Skip all pictures, then print the remaining material exactly.
--- Begin Data block ---
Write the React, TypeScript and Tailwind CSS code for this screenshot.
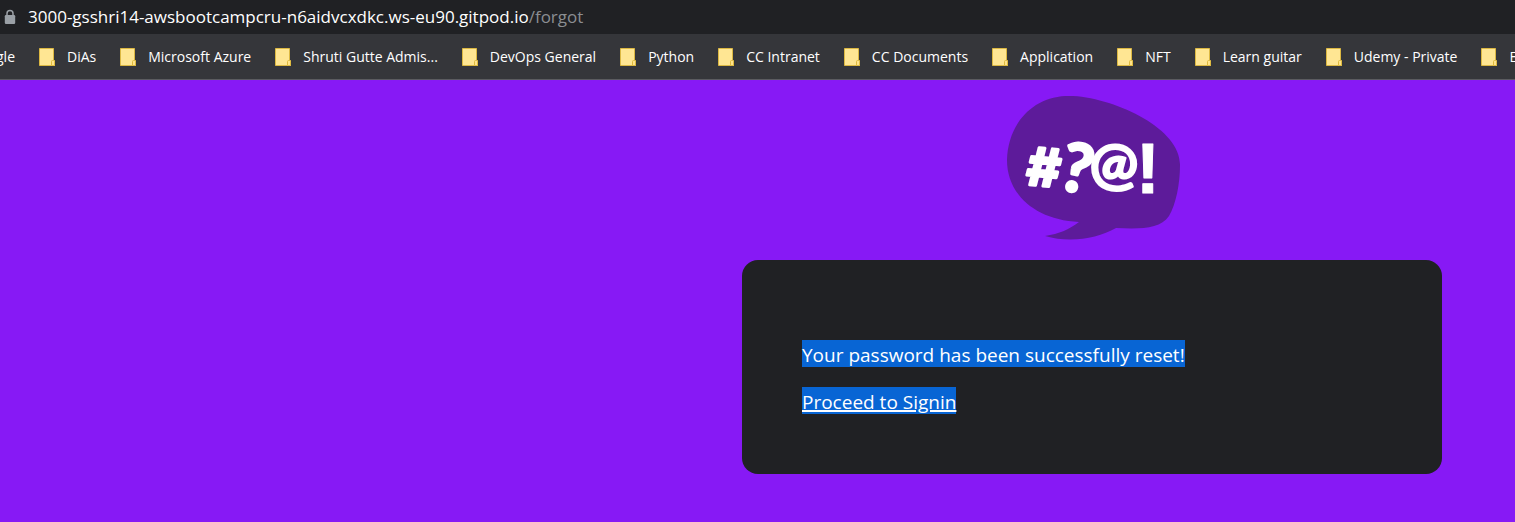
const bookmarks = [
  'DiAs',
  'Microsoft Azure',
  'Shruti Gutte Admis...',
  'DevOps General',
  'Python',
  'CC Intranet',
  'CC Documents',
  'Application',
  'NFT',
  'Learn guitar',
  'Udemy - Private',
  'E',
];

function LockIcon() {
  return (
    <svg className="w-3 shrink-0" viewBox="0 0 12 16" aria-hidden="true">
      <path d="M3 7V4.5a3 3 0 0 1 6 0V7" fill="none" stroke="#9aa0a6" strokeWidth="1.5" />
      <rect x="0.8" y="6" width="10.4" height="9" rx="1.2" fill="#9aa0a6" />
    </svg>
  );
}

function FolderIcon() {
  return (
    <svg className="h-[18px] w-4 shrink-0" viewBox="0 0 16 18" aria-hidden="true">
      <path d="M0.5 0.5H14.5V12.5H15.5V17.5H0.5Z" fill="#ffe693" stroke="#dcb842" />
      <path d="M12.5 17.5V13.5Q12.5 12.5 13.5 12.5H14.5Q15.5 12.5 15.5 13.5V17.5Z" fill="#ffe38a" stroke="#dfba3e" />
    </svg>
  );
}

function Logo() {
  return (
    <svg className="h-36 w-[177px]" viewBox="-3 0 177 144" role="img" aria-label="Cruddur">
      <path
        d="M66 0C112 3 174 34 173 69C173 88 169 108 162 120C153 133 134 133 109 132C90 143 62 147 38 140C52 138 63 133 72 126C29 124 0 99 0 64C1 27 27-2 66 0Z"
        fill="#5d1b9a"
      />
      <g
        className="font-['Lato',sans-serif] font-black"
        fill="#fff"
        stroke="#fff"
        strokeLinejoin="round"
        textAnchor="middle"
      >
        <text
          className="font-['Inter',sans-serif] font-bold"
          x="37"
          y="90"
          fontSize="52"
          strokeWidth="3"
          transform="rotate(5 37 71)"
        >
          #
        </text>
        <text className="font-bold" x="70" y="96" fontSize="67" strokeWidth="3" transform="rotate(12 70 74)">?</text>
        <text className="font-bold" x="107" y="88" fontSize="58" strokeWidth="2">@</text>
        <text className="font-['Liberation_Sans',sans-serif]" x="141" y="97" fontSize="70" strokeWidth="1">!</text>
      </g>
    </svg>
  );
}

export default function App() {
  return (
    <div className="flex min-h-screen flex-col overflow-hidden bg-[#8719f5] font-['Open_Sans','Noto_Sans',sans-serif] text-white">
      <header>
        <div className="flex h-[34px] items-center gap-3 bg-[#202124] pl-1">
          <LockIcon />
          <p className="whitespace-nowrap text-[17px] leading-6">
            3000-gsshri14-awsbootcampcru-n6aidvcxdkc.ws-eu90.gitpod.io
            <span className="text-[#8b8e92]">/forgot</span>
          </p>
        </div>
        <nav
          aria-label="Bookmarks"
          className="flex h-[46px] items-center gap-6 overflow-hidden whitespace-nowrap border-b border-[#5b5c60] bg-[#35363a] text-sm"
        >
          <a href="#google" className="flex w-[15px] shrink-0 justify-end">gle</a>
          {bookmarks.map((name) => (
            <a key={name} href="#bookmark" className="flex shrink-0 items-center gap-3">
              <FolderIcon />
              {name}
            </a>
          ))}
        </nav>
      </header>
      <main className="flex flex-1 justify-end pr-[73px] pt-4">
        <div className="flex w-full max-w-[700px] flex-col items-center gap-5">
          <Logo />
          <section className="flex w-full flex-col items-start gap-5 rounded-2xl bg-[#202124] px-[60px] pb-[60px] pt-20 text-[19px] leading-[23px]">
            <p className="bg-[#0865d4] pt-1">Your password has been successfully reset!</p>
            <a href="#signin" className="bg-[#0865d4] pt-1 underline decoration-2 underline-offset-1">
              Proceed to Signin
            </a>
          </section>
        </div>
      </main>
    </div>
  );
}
--- End Data block ---
Answer in full.
Write the React, TypeScript and Tailwind CSS code for this screenshot.
const bookmarks = [
  'DiAs',
  'Microsoft Azure',
  'Shruti Gutte Admis...',
  'DevOps General',
  'Python',
  'CC Intranet',
  'CC Documents',
  'Application',
  'NFT',
  'Learn guitar',
  'Udemy - Private',
  'E',
];

function LockIcon() {
  return (
    <svg className="w-3 shrink-0" viewBox="0 0 12 16" aria-hidden="true">
      <path d="M3 7V4.5a3 3 0 0 1 6 0V7" fill="none" stroke="#9aa0a6" strokeWidth="1.5" />
      <rect x="0.8" y="6" width="10.4" height="9" rx="1.2" fill="#9aa0a6" />
    </svg>
  );
}

function FolderIcon() {
  return (
    <svg className="h-[18px] w-4 shrink-0" viewBox="0 0 16 18" aria-hidden="true">
      <path d="M0.5 0.5H14.5V12.5H15.5V17.5H0.5Z" fill="#ffe693" stroke="#dcb842" />
      <path d="M12.5 17.5V13.5Q12.5 12.5 13.5 12.5H14.5Q15.5 12.5 15.5 13.5V17.5Z" fill="#ffe38a" stroke="#dfba3e" />
    </svg>
  );
}

function Logo() {
  return (
    <svg className="h-36 w-[177px]" viewBox="-3 0 177 144" role="img" aria-label="Cruddur">
      <path
        d="M66 0C112 3 174 34 173 69C173 88 169 108 162 120C153 133 134 133 109 132C90 143 62 147 38 140C52 138 63 133 72 126C29 124 0 99 0 64C1 27 27-2 66 0Z"
        fill="#5d1b9a"
      />
      <g
        className="font-['Lato',sans-serif] font-black"
        fill="#fff"
        stroke="#fff"
        strokeLinejoin="round"
        textAnchor="middle"
      >
        <text
          className="font-['Inter',sans-serif] font-bold"
          x="37"
          y="90"
          fontSize="52"
          strokeWidth="3"
          transform="rotate(5 37 71)"
        >
          #
        </text>
        <text className="font-bold" x="70" y="96" fontSize="67" strokeWidth="3" transform="rotate(12 70 74)">?</text>
        <text className="font-bold" x="107" y="88" fontSize="58" strokeWidth="2">@</text>
        <text className="font-['Liberation_Sans',sans-serif]" x="141" y="97" fontSize="70" strokeWidth="1">!</text>
      </g>
    </svg>
  );
}

export default function App() {
  return (
    <div className="flex min-h-screen flex-col overflow-hidden bg-[#8719f5] font-['Open_Sans','Noto_Sans',sans-serif] text-white">
      <header>
        <div className="flex h-[34px] items-center gap-3 bg-[#202124] pl-1">
          <LockIcon />
          <p className="whitespace-nowrap text-[17px] leading-6">
            3000-gsshri14-awsbootcampcru-n6aidvcxdkc.ws-eu90.gitpod.io
            <span className="text-[#8b8e92]">/forgot</span>
          </p>
        </div>
        <nav
          aria-label="Bookmarks"
          className="flex h-[46px] items-center gap-6 overflow-hidden whitespace-nowrap border-b border-[#5b5c60] bg-[#35363a] text-sm"
        >
          <a href="#google" className="flex w-[15px] shrink-0 justify-end">gle</a>
          {bookmarks.map((name) => (
            <a key={name} href="#bookmark" className="flex shrink-0 items-center gap-3">
              <FolderIcon />
              {name}
            </a>
          ))}
        </nav>
      </header>
      <main className="flex flex-1 justify-end pr-[73px] pt-4">
        <div className="flex w-full max-w-[700px] flex-col items-center gap-5">
          <Logo />
          <section className="flex w-full flex-col items-start gap-5 rounded-2xl bg-[#202124] px-[60px] pb-[60px] pt-20 text-[19px] leading-[23px]">
            <p className="bg-[#0865d4] pt-1">Your password has been successfully reset!</p>
            <a href="#signin" className="bg-[#0865d4] pt-1 underline decoration-2 underline-offset-1">
              Proceed to Signin
            </a>
          </section>
        </div>
      </main>
    </div>
  );
}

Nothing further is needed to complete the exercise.